Why centrist Dianne Feinstein is moving so much to the left that she now opposes the death penalty


Dianne Feinstein built one of California’s most successful political brands by standing up to her party’s liberal wing.

In her first run for statewide office in 1990, she defiantly faced down raucous booing from California Democratic Party delegates angry over her support for the death penalty. Undeterred, she used footage of the public rebuke in campaign ads to show the state’s then-more moderate population — including many Republicans — that she was tough, pragmatic and mainstream.

That centrist formula propelled Feinstein to the U.S. Senate two years later, and after one tough race, she has pretty much coasted to reelection since.

More than a generation later, California has moved left, becoming one of the nation’s bluest states.

At 84 and seeking a fifth full term in November, Feinstein has moved left as well, though not far enough for some Democrats. She still gets boos from her party’s progressive wing. But on a series of issues, Feinstein is changing long-held positions, at times overriding her time-tested instinct for centrism.

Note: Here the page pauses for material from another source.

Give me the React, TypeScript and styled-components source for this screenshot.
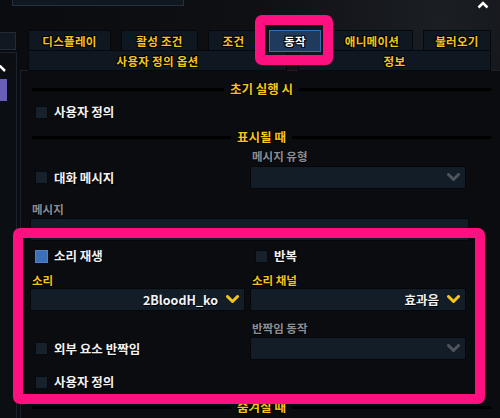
import React from "react"
import styled, { createGlobalStyle } from "styled-components"

const GlobalStyle = createGlobalStyle`
  html, body {
    margin: 0;
    padding: 0;
    background: #0a0c10;
  }
  body {
    font-family: "Noto Sans CJK KR", "Noto Sans", sans-serif;
    font-weight: 700;
  }
`

const yellow = "#f5c518"
const outline =
  "1px 1px 0 #000, -1px -1px 0 #000, 1px -1px 0 #000, -1px 1px 0 #000"

const Page = styled.div`
  position: relative;
  width: 500px;
  height: 418px;
  overflow: hidden;
  display: flex;
  flex-direction: column;
  background: radial-gradient(
    ellipse at 88% 4%,
    #1b1e23 0%,
    #0e1014 30%,
    #0a0c10 65%
  );
`

const TopBar = styled.div`
  height: 30px;
  flex-shrink: 0;
  display: flex;
  justify-content: space-between;
  align-items: flex-start;
`

const TopBox = styled.div`
  box-sizing: border-box;
  margin-left: 12px;
  margin-top: -10px;
  width: 172px;
  height: 16px;
  background: #0f1720;
  border: 1px solid #27313d;
`

const TopChevron = styled.svg`
  margin-right: 11px;
  margin-top: 1px;
`

const Body = styled.div`
  flex: 1;
  display: flex;
  gap: 3px;
  min-height: 0;
`

const Sidebar = styled.div`
  width: 17px;
  flex-shrink: 0;
  display: flex;
  flex-direction: column;
`

const SideTab = styled.div`
  box-sizing: border-box;
  margin-top: 2px;
  width: 16px;
  height: 18px;
  background: #101822;
  border: 1px solid #222b36;
  border-left: none;
`

const SidePanel = styled.div`
  flex: 1;
  margin-top: 2px;
  padding-top: 12px;
  background: #0b0e13;
  border-top: 1px solid #1c222b;
  border-right: 1px solid #1c222b;
  display: flex;
  flex-direction: column;
`

const SideChevron = styled.svg`
  margin-left: -6px;
`

const SideBlock = styled.div`
  margin-top: 7px;
  width: 7px;
  height: 22px;
  background: #6a5fb6;
`

const Main = styled.div`
  flex: 1;
  display: flex;
  flex-direction: column;
  min-width: 0;
`

const TabRow = styled.div<{ $gap: number }>`
  display: flex;
  align-items: flex-start;
  gap: ${({ $gap }) => $gap}px;
  padding-left: 8px;
  height: 21px;
  & + & {
    margin-top: -1px;
  }
`

const Tab = styled.div<{ $w: number; $active?: boolean }>`
  box-sizing: border-box;
  width: ${({ $w }) => $w}px;
  height: ${({ $active }) => ($active ? 22 : 21)}px;
  display: flex;
  align-items: center;
  justify-content: center;
  font-size: 11.5px;
  line-height: 12px;
  letter-spacing: 0.3px;
  position: relative;
  z-index: ${({ $active }) => ($active ? 1 : 0)};
  color: ${({ $active }) => ($active ? "#ffffff" : yellow)};
  background: ${({ $active }) => ($active ? "#1f3a5b" : "#0f1720")};
  border: 1px solid ${({ $active }) => ($active ? "#3c6db2" : "#05080c")};
  text-shadow: ${outline};
`

const Panel = styled.div`
  flex: 1;
  margin-top: -1px;
  padding: 11px 0 0 9px;
  background: #0a0c10;
  border-top: 1px solid #1c2129;
  border-left: 1px solid #1c2129;
`

const Header = styled.div<{ $mt: number }>`
  margin-top: ${({ $mt }) => $mt}px;
  margin-left: 2px;
  width: 459px;
  height: 14px;
  display: flex;
  align-items: center;
  gap: 6px;
  font-size: 12.5px;
  line-height: 14px;
  color: ${yellow};
  text-shadow: ${outline};
  white-space: nowrap;
`

const Line = styled.div`
  flex: 1;
  height: 3px;
  background: #000;
`

const Row = styled.div<{ $mt: number }>`
  margin-top: ${({ $mt }) => $mt}px;
  display: grid;
  grid-template-columns: 215px 216px;
  column-gap: 5px;
  align-items: center;
`

const Wide = styled.div<{ $mt: number }>`
  margin-top: ${({ $mt }) => $mt}px;
`

const CheckItem = styled.div`
  margin-left: 5px;
  height: 14px;
  display: flex;
  align-items: center;
  gap: 6px;
  font-size: 12.5px;
  line-height: 14px;
  color: #f2f2f2;
  text-shadow: 1px 1px 0 #000;
  white-space: nowrap;
`

const Box = styled.div<{ $checked?: boolean }>`
  box-sizing: border-box;
  width: 13px;
  height: 13px;
  flex-shrink: 0;
  background: ${({ $checked }) => ($checked ? "#3b6fba" : "#16212c")};
  border: 1px solid ${({ $checked }) => ($checked ? "#4f82c8" : "#06090d")};
`

const Label = styled.div<{ $accent?: boolean }>`
  padding-left: 2px;
  height: 14px;
  font-size: 11.5px;
  line-height: 14px;
  color: ${({ $accent }) => ($accent ? yellow : "#8b8f95")};
  text-shadow: ${({ $accent }) => ($accent ? outline : "1px 1px 0 #000")};
  white-space: nowrap;
`

const Select = styled.div`
  box-sizing: border-box;
  height: 23px;
  display: flex;
  align-items: center;
  justify-content: flex-end;
  gap: 8px;
  padding-right: 5px;
  background: #131d27;
  border: 1px solid #05070a;
  font-size: 12.5px;
  line-height: 14px;
  color: #f2f2f2;
  text-shadow: 1px 1px 0 #000;
`

const TextInput = styled.div`
  box-sizing: border-box;
  width: 439px;
  height: 23px;
  background: #131d27;
  border: 1px solid #05070a;
`

const Highlight = styled.div<{ $x: number; $y: number; $w: number; $h: number }>`
  position: absolute;
  box-sizing: border-box;
  left: ${({ $x }) => $x}px;
  top: ${({ $y }) => $y}px;
  width: ${({ $w }) => $w}px;
  height: ${({ $h }) => $h}px;
  border: 10px solid #ff1080;
  border-radius: 7px;
  pointer-events: none;
`

const Chevron = ({ disabled }: { disabled?: boolean }) => (
  <svg width="13" height="9" viewBox="0 0 13 9">
    <polyline
      points="1.5,1.5 6.5,6.5 11.5,1.5"
      fill="none"
      stroke={disabled ? "#4f545a" : "#f5c518"}
      strokeWidth="3"
      strokeLinecap="round"
      strokeLinejoin="round"
    />
  </svg>
)

const Check = ({ label, checked }: { label: string; checked?: boolean }) => (
  <CheckItem>
    <Box $checked={checked} />
    {label}
  </CheckItem>
)

const App = () => {
  return (
    <Page>
      <GlobalStyle />
      <TopBar>
        <TopBox />
        <TopChevron width="12" height="8" viewBox="0 0 12 8">
          <polyline
            points="1.5,6.5 6,2 10.5,6.5"
            fill="none"
            stroke="#ffffff"
            strokeWidth="2.5"
          />
        </TopChevron>
      </TopBar>
      <Body>
        <Sidebar>
          <SideTab />
          <SidePanel>
            <SideChevron width="12" height="7" viewBox="0 0 12 7">
              <polyline
                points="1,6 6,1 11,6"
                fill="none"
                stroke="#ffffff"
                strokeWidth="2.5"
              />
            </SideChevron>
            <SideBlock />
          </SidePanel>
        </Sidebar>
        <Main>
          <TabRow $gap={10}>
            <Tab $w={83}>디스플레이</Tab>
            <Tab $w={77}>활성 조건</Tab>
            <Tab $w={51}>조건</Tab>
            <Tab $w={52} $active>
              동작
            </Tab>
            <Tab $w={82}>애니메이션</Tab>
            <Tab $w={68}>불러오기</Tab>
          </TabRow>
          <TabRow $gap={11}>
            <Tab $w={259}>사용자 정의 옵션</Tab>
            <Tab $w={193}>정보</Tab>
          </TabRow>
          <Panel>
            <Header $mt={0}>
              <Line />
              초기 실행 시
              <Line />
            </Header>
            <Wide $mt={9}>
              <Check label="사용자 정의" />
            </Wide>
            <Header $mt={11}>
              <Line />
              표시될 때
              <Line />
            </Header>
            <Row $mt={5}>
              <div />
              <Label>메시지 유형</Label>
            </Row>
            <Row $mt={3}>
              <Check label="대화 메시지" />
              <Select>
                <Chevron disabled />
              </Select>
            </Row>
            <Wide $mt={13}>
              <Label>메시지</Label>
            </Wide>
            <Wide $mt={2}>
              <TextInput />
            </Wide>
            <Row $mt={8}>
              <Check label="소리 재생" checked />
              <Check label="반복" />
            </Row>
            <Row $mt={10}>
              <Label $accent>소리</Label>
              <Label $accent>소리 채널</Label>
            </Row>
            <Row $mt={1}>
              <Select>
                2BloodH_ko
                <Chevron />
              </Select>
              <Select>
                효과음
                <Chevron />
              </Select>
            </Row>
            <Row $mt={10}>
              <div />
              <Label>반짝임 동작</Label>
            </Row>
            <Row $mt={2}>
              <Check label="외부 요소 반짝임" />
              <Select>
                <Chevron disabled />
              </Select>
            </Row>
            <Wide $mt={15}>
              <Check label="사용자 정의" />
            </Wide>
            <Header $mt={11}>
              <Line />
              숨겨질 때
              <Line />
            </Header>
          </Panel>
        </Main>
      </Body>
      <Highlight $x={255} $y={15} $w={78} $h={50} />
      <Highlight $x={13} $y={228} $w={472} $h={176} />
    </Page>
  )
}

export default App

Most surprising, Feinstein recently announced quietly that she no longer supports capital punishment — a dramatic reversal of the position she embraced during that iconic appearance at the 1990 convention.

Similarly, after decades opposing legalizing marijuana use, Feinstein said this month that she supports a federal law keeping the government from interfering in states such as California that choose to legalize marijuana use.

Other moderate positions that once worked for Feinstein have lately made her look out of touch to some. And her reputation for reaching across the aisle to get things done is less admired at a time when partisanship is so bitter that cooperation is sometimes viewed as betrayal.

Californians booed her last year at separate events for refusing to endorse a government-run healthcare system and daring to suggest it might be possible to work with a Trump presidency.